Я написал этот темнейший этюд, с далекими, юношескими, облагороженными отголосками «Лойбальда и Аделаиды», избегая малейшего проблеска света и всяких неуместных оперных прикрас, черным по черному. Однако нежные струны все же были затронуты, и интродукция первого акта (где в адажио для вокального септета выражается примирение враждующих семейств, чувства жениха и невесты и мрачный пыл тайного влюбленного) заслужила мне за свою ясность и певучесть в высшей степени поощряющие похвалы Вайнлиха, которому я мог показать начало композиции уже по моем возвращении в Лейпциг. Мне было особенно важно добиться одобрения сестры Розалии. Но именно она-то и не могла сдружиться с моим произведением: ей как раз необходимо было все то, что я намеренно опустил; ей хотелось видеть упрощенные отношения разукрашенными и превращенными в разнообразные и по возможности приятные ситуации. Тогда я, не долго раздумывая, без всякой горячности, уничтожил весь манускрипт.
К этому меня побудило не оскорбленное тщеславие – мне действительно важно было доказать сестре, с одной стороны, как мало я дорожу своей работой, а с другой – как высоко я ценю ее мнение. Если Розалия пользовалась особым уважением и любовью нашей матери и всех сестер, то главным образом потому, что она в продолжение многих лет была отличным главой-кормильцем всей семьи. Значительное жалованье, которое она получала в качестве артистки, являлось основным фондом наших домашних расходов. Она могла претендовать на различные привилегии также и в силу своей профессии. Ее часть квартиры всегда обставлялась особенно уютно и с расчетом на соблюдение тишины, необходимой для ее занятий. В рыночные дни, когда нам всем приходилось довольствоваться более скромной пищей, лишь она одна получала обильный и питательный стол.

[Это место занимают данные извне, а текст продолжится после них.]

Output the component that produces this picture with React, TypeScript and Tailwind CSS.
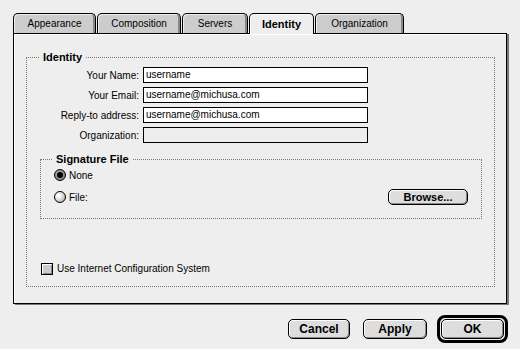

Но больше всего над уровнем младших членов семьи ее возвышали дружелюбная серьезность, изысканный способ выражения и нежная задумчивость настроения, почти никогда не переходившая в царивший у нас несколько шумливый тон. Я был, разумеется, тем членом семьи, который причинял наибольшее беспокойство как матери, так и по-матерински обращавшейся с нами сестре. Во время тяжелых студенческих годов ее отчужденность производила на меня большое впечатление. И когда теперь у нее опять возникли надежды на мой счет и она стала интересоваться моими занятиями, то это согрело и ободрило меня.